Fast food is a trick because it is highly marked up and designed to be addictive moreso than most healthful meals. Yes, there is trickery in fast food and snack foods in general, and if you don't believe that, there's plenty of material on how the food industry and really the
system in general have used the institution of fast food to keep people poor and sick. This isn't to say that everyone in fast food, even those in its upper echelons, are acutely aware of this, but discounting the involvement of conscious thought, it is a manifestation of modernity that developed to trick minds.
> stop trying to prevent people from being scammed, because reasons
No, that's not what I'm saying, at least in your brutal interpretation.
Should society allow anyone to be scammed? My answer to that question is a clear no, especially when it comes to fraud. Society functions orders of magnitude better with a level of self-control than it would otherwise.
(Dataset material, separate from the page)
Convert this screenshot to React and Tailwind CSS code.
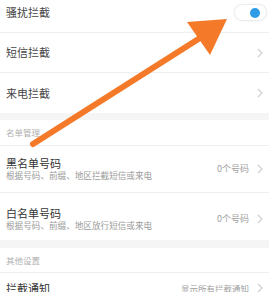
import React from "react";

const font = { fontFamily: '"Noto Sans CJK SC", "Noto Sans", sans-serif' };

function Chevron() {
  return (
    <svg width="6" height="10" viewBox="0 0 6 10" className="ml-[8px]">
      <path d="M1 1 L5 5 L1 9" fill="none" stroke="#cfcfcf" strokeWidth="1.2" />
    </svg>
  );
}

function Toggle() {
  return (
    <div className="w-[33px] h-[17px] rounded-full bg-white border border-[#ececec] shadow-[0_0_2px_rgba(0,0,0,0.08)] flex items-center justify-end pr-[6px]">
      <div className="w-[10px] h-[10px] rounded-full bg-[#2f9be6]" />
    </div>
  );
}

export default function App() {
  return (
    <div
      className="relative w-[269px] h-[292px] overflow-hidden bg-white"
      style={font}
    >
      <div className="flex flex-col">
        <div className="h-[33px] pb-[7px] pl-[6px] pr-[2px] flex items-center justify-between border-b border-[#efefef]">
          <span className="text-[11px] text-[#444]">骚扰拦截</span>
          <Toggle />
        </div>
        <div className="h-[40px] pl-[6px] pr-[6px] flex items-center justify-between border-b border-[#efefef]">
          <span className="text-[11px] text-[#444]">短信拦截</span>
          <Chevron />
        </div>
        <div className="h-[40px] pl-[6px] pr-[6px] flex items-center justify-between">
          <span className="text-[11px] text-[#444]">来电拦截</span>
          <Chevron />
        </div>
        <div className="h-[7px] bg-[#f5f5f5]" />
        <div className="h-[26px] pl-[6px] flex items-center border-b border-[#efefef]">
          <span className="text-[8.5px] text-[#b0b0b0]">名单管理</span>
        </div>
        <div className="h-[47px] pl-[6px] pr-[6px] flex items-center justify-between border-b border-[#efefef]">
          <div className="flex flex-col">
            <span className="text-[11px] leading-[13px] text-[#333]">黑名单号码</span>
            <span className="text-[8.6px] leading-[11px] text-[#9a9a9a]">
              根据号码、前缀、地区拦截短信或来电
            </span>
          </div>
          <div className="flex items-center">
            <span className="text-[9px] text-[#a0a0a0]">0个号码</span>
            <Chevron />
          </div>
        </div>
        <div className="h-[47px] pt-[4px] pl-[6px] pr-[6px] flex items-center justify-between">
          <div className="flex flex-col">
            <span className="text-[11px] leading-[13px] text-[#333]">白名单号码</span>
            <span className="text-[8.6px] leading-[11px] text-[#9a9a9a]">
              根据号码、前缀、地区放行短信或来电
            </span>
          </div>
          <div className="flex items-center">
            <span className="text-[9px] text-[#a0a0a0]">0个号码</span>
            <Chevron />
          </div>
        </div>
        <div className="h-[8px] bg-[#f5f5f5]" />
        <div className="h-[25px] pl-[6px] flex items-center border-b border-[#efefef]">
          <span className="text-[8.5px] text-[#b0b0b0]">其他设置</span>
        </div>
        <div className="h-[30px] pl-[6px] pr-[6px] flex items-center justify-between">
          <span className="text-[11px] text-[#333]">拦截通知</span>
          <div className="flex items-center">
            <span className="text-[8.5px] text-[#a0a0a0]">显示所有拦截通知</span>
            <Chevron />
          </div>
        </div>
      </div>

      <svg
        className="absolute inset-0 pointer-events-none"
        width="269"
        height="292"
        viewBox="0 0 269 292"
      >
        <line
          x1="33"
          y1="144"
          x2="200"
          y2="38"
          stroke="#f47a2a"
          strokeWidth="6"
          strokeLinecap="round"
        />
        <polygon points="227,19 187,22 210,55" fill="#f47a2a" />
      </svg>
    </div>
  );
}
Does this mean that society should protect people from themselves? Or rather, if someone believes they are going to get rich putting their life savings into cryptocurrencies because they lack foresight or technical aptitude, should we do what we can to prevent people from being this foolish despite the existing level of trickery that we are willing to tolerate? If people need to be saved from cryptocurrency, then why aren't we saving them from payday loans, or guzzling HFCs in sodas, or wasting time smoking weed, or gambling at casinos? All of those are examples of tricks (yes, they are tricks) designed to extract wealth and lifeforce. Hell, our monetary system itself is a trick. At times we may point them out as evils, but we don't take them so seriously because life can't be so safe. Unless something radically changes in our societies, for all intents and purposes, we are allowing some of us to hang ourselves by our own rope.
Yet somehow crypto bears more fault for some? To me, that doesn't follow. If I create an NFT for my soul, put it up for sale for $1000, and someone actually buys it, are they being scammed? If I fork Bitcoin into a new cryptocurrency, publish a bunch of poppycock about how it will be the next big thing because I got rid of its limits, and I sell those coins and run off with the money, is it of no fault of the customer that they believed such a specious lie?
No and no, in my opinion, because it's not reasonable for society to protect people to such an extent as it would neither be sustainable nor good for every business to be scrutinized to the degree necessary to provide said protection.